» Directive
Please retype the data in full and exactly; the pictures are not part of the copy.

○ ○ ○ ○ ○

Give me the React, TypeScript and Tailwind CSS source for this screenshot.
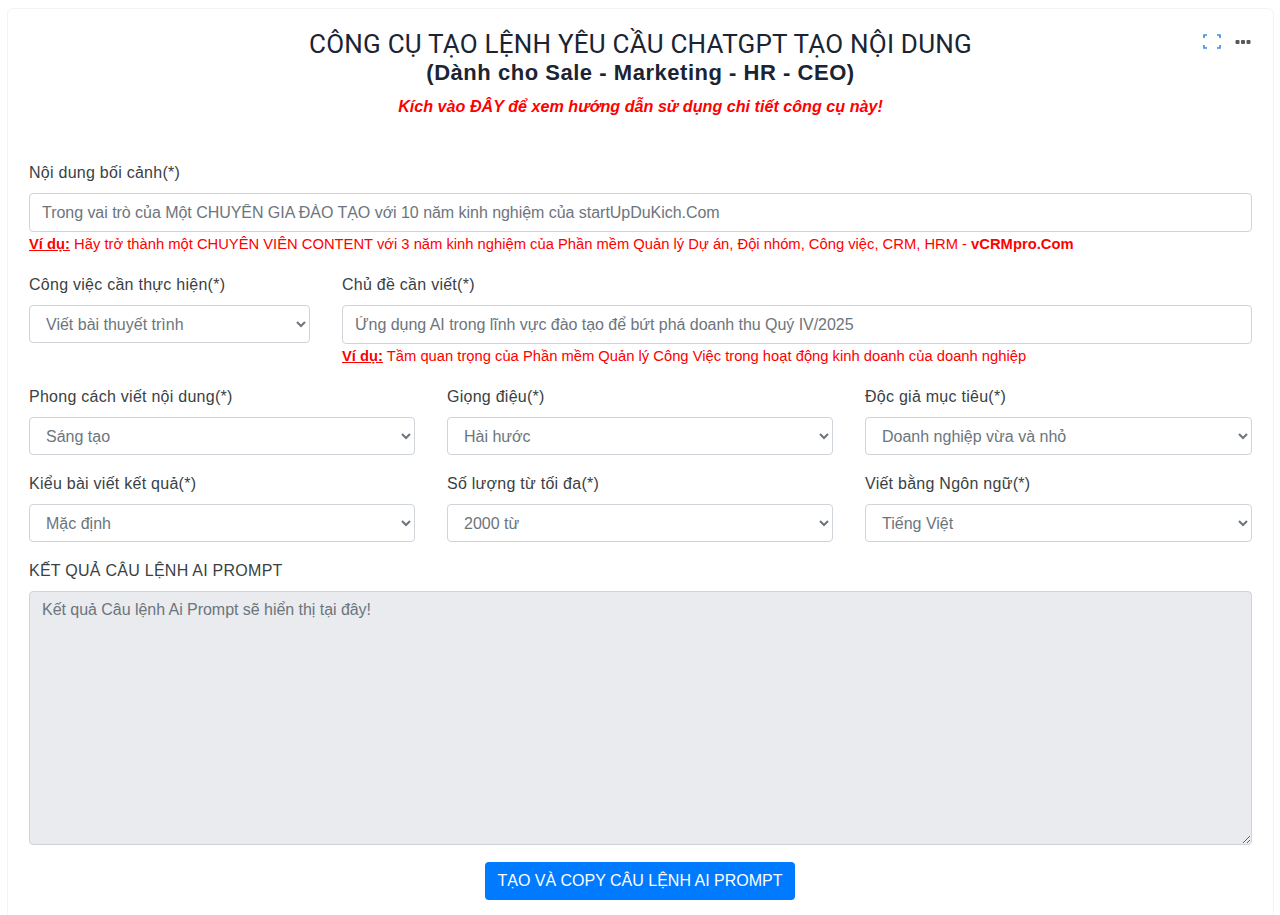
const labelClass = "mb-2 block h-6 text-base leading-6 tracking-[0.26px] text-[#3a3f44]";
const inputClass =
  "block w-full h-[39px] rounded border border-[#ced4da] bg-white px-3 text-base tracking-[-0.04px] text-[#495057] placeholder:text-[#6c757d] outline-none";
const selectClass =
  "block w-full h-[38px] rounded border border-[#ced4da] bg-white px-3 text-base text-[#6c757d] outline-none";

function Field({ label, value }: { label: string; value: string }) {
  return (
    <div>
      <label className={labelClass}>{label}</label>
      <select className={selectClass} defaultValue={value}>
        <option>{value}</option>
      </select>
    </div>
  );
}

function Hint({ children }: { children: React.ReactNode }) {
  return (
    <p className="mt-[2px] text-[14.75px] leading-[21px] text-[#ff0000]">
      <u className="font-bold">Ví dụ:</u> {children}
    </p>
  );
}

export default function App() {
  return (
    <div className="h-[915px] overflow-hidden bg-white pl-[7px] pr-[6px] pt-2 font-['Liberation_Sans',Arial,sans-serif]">
      <div className="relative h-[930px] rounded-t-md border border-[#f2f3f5] bg-white px-[21px] pt-[19px]">
        <div className="absolute right-[22px] top-[25px] flex items-start gap-[14px]">
          <svg width="18" height="15" viewBox="0 0 18 15" fill="none" stroke="#3f8fe8" strokeWidth="1.7">
            <path d="M1 4V1h3M14 1h3v3M17 11v3h-3M4 14H1v-3" />
          </svg>
          <svg width="16" height="15" viewBox="0 0 16 15" fill="#55595e">
            <rect x="0.5" y="6" width="4" height="4" rx="1" />
            <rect x="6" y="6" width="4" height="4" rx="1" />
            <rect x="11.5" y="6" width="4" height="4" rx="1" />
          </svg>
        </div>

        <div className="text-center">
          <h1 className="font-['Roboto',sans-serif] text-[26px] leading-[32px] tracking-[0.22px] text-[#1a2433]">
            CÔNG CỤ TẠO LỆNH YÊU CẦU CHATGPT TẠO NỘI DUNG
          </h1>
          <h2 className="text-[22px] font-bold leading-[26px] tracking-[0.53px] text-[#1a2433]">
            (Dành cho Sale - Marketing - HR - CEO)
          </h2>
          <p className="mt-2 text-[16.15px] font-bold italic leading-[24px] text-[#ff0000]">
            Kích vào ĐÂY để xem hướng dẫn sử dụng chi tiết công cụ này!
          </p>
        </div>

        <div className="mt-[43px]">
          <label className={labelClass}>Nội dung bối cảnh(*)</label>
          <input
            className={inputClass}
            placeholder="Trong vai trò của Một CHUYÊN GIA ĐÀO TẠO với 10 năm kinh nghiệm của startUpDuKich.Com"
          />
          <Hint>
            Hãy trở thành một CHUYÊN VIÊN CONTENT với 3 năm kinh nghiệm của Phần mềm Quản lý Dự án, Đội nhóm, Công
            việc, CRM, HRM - <b>vCRMpro.Com</b>
          </Hint>
        </div>

        <div className="mt-[18px] grid grid-cols-[281px_1fr] gap-x-8">
          <Field label="Công việc cần thực hiện(*)" value="Viết bài thuyết trình" />
          <div>
            <label className={labelClass}>Chủ đề cần viết(*)</label>
            <input
              className={inputClass}
              placeholder="Ứng dụng AI trong lĩnh vực đào tạo để bứt phá doanh thu Quý IV/2025"
            />
            <Hint>Tầm quan trọng của Phần mềm Quản lý Công Việc trong hoạt động kinh doanh của doanh nghiệp</Hint>
          </div>
        </div>

        <div className="mt-[18px] grid grid-cols-[386px_386px_387px] gap-x-8 gap-y-[17px]">
          <Field label="Phong cách viết nội dung(*)" value="Sáng tạo" />
          <Field label="Giọng điệu(*)" value="Hài hước" />
          <Field label="Độc giả mục tiêu(*)" value="Doanh nghiệp vừa và nhỏ" />
          <Field label="Kiểu bài viết kết quả(*)" value="Mặc định" />
          <Field label="Số lượng từ tối đa(*)" value="2000 từ" />
          <Field label="Viết bằng Ngôn ngữ(*)" value="Tiếng Việt" />
        </div>

        <div className="mt-[17px]">
          <label className={labelClass}>KẾT QUẢ CÂU LỆNH AI PROMPT</label>
          <textarea
            readOnly
            className="block h-[254px] w-full rounded border border-[#ced4da] bg-[#e9ebee] px-3 py-1.5 text-base tracking-[-0.04px] text-[#6c757d] outline-none"
            defaultValue="Kết quả Câu lệnh Ai Prompt sẽ hiển thị tại đây!"
          />
        </div>

        <div className="mt-[17px] flex justify-center pr-px">
          <button className="h-[38px] w-[310px] rounded bg-[#007bff] text-base text-white">
            TẠO VÀ COPY CÂU LỆNH AI PROMPT
          </button>
        </div>
      </div>
    </div>
  );
}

○ ○ ○ ○ ○

» Response
Give me the React, TypeScript and Tailwind CSS source for this screenshot.
const labelClass = "mb-2 block h-6 text-base leading-6 tracking-[0.26px] text-[#3a3f44]";
const inputClass =
  "block w-full h-[39px] rounded border border-[#ced4da] bg-white px-3 text-base tracking-[-0.04px] text-[#495057] placeholder:text-[#6c757d] outline-none";
const selectClass =
  "block w-full h-[38px] rounded border border-[#ced4da] bg-white px-3 text-base text-[#6c757d] outline-none";

function Field({ label, value }: { label: string; value: string }) {
  return (
    <div>
      <label className={labelClass}>{label}</label>
      <select className={selectClass} defaultValue={value}>
        <option>{value}</option>
      </select>
    </div>
  );
}

function Hint({ children }: { children: React.ReactNode }) {
  return (
    <p className="mt-[2px] text-[14.75px] leading-[21px] text-[#ff0000]">
      <u className="font-bold">Ví dụ:</u> {children}
    </p>
  );
}

export default function App() {
  return (
    <div className="h-[915px] overflow-hidden bg-white pl-[7px] pr-[6px] pt-2 font-['Liberation_Sans',Arial,sans-serif]">
      <div className="relative h-[930px] rounded-t-md border border-[#f2f3f5] bg-white px-[21px] pt-[19px]">
        <div className="absolute right-[22px] top-[25px] flex items-start gap-[14px]">
          <svg width="18" height="15" viewBox="0 0 18 15" fill="none" stroke="#3f8fe8" strokeWidth="1.7">
            <path d="M1 4V1h3M14 1h3v3M17 11v3h-3M4 14H1v-3" />
          </svg>
          <svg width="16" height="15" viewBox="0 0 16 15" fill="#55595e">
            <rect x="0.5" y="6" width="4" height="4" rx="1" />
            <rect x="6" y="6" width="4" height="4" rx="1" />
            <rect x="11.5" y="6" width="4" height="4" rx="1" />
          </svg>
        </div>

        <div className="text-center">
          <h1 className="font-['Roboto',sans-serif] text-[26px] leading-[32px] tracking-[0.22px] text-[#1a2433]">
            CÔNG CỤ TẠO LỆNH YÊU CẦU CHATGPT TẠO NỘI DUNG
          </h1>
          <h2 className="text-[22px] font-bold leading-[26px] tracking-[0.53px] text-[#1a2433]">
            (Dành cho Sale - Marketing - HR - CEO)
          </h2>
          <p className="mt-2 text-[16.15px] font-bold italic leading-[24px] text-[#ff0000]">
            Kích vào ĐÂY để xem hướng dẫn sử dụng chi tiết công cụ này!
          </p>
        </div>

        <div className="mt-[43px]">
          <label className={labelClass}>Nội dung bối cảnh(*)</label>
          <input
            className={inputClass}
            placeholder="Trong vai trò của Một CHUYÊN GIA ĐÀO TẠO với 10 năm kinh nghiệm của startUpDuKich.Com"
          />
          <Hint>
            Hãy trở thành một CHUYÊN VIÊN CONTENT với 3 năm kinh nghiệm của Phần mềm Quản lý Dự án, Đội nhóm, Công
            việc, CRM, HRM - <b>vCRMpro.Com</b>
          </Hint>
        </div>

        <div className="mt-[18px] grid grid-cols-[281px_1fr] gap-x-8">
          <Field label="Công việc cần thực hiện(*)" value="Viết bài thuyết trình" />
          <div>
            <label className={labelClass}>Chủ đề cần viết(*)</label>
            <input
              className={inputClass}
              placeholder="Ứng dụng AI trong lĩnh vực đào tạo để bứt phá doanh thu Quý IV/2025"
            />
            <Hint>Tầm quan trọng của Phần mềm Quản lý Công Việc trong hoạt động kinh doanh của doanh nghiệp</Hint>
          </div>
        </div>

        <div className="mt-[18px] grid grid-cols-[386px_386px_387px] gap-x-8 gap-y-[17px]">
          <Field label="Phong cách viết nội dung(*)" value="Sáng tạo" />
          <Field label="Giọng điệu(*)" value="Hài hước" />
          <Field label="Độc giả mục tiêu(*)" value="Doanh nghiệp vừa và nhỏ" />
          <Field label="Kiểu bài viết kết quả(*)" value="Mặc định" />
          <Field label="Số lượng từ tối đa(*)" value="2000 từ" />
          <Field label="Viết bằng Ngôn ngữ(*)" value="Tiếng Việt" />
        </div>

        <div className="mt-[17px]">
          <label className={labelClass}>KẾT QUẢ CÂU LỆNH AI PROMPT</label>
          <textarea
            readOnly
            className="block h-[254px] w-full rounded border border-[#ced4da] bg-[#e9ebee] px-3 py-1.5 text-base tracking-[-0.04px] text-[#6c757d] outline-none"
            defaultValue="Kết quả Câu lệnh Ai Prompt sẽ hiển thị tại đây!"
          />
        </div>

        <div className="mt-[17px] flex justify-center pr-px">
          <button className="h-[38px] w-[310px] rounded bg-[#007bff] text-base text-white">
            TẠO VÀ COPY CÂU LỆNH AI PROMPT
          </button>
        </div>
      </div>
    </div>
  );
}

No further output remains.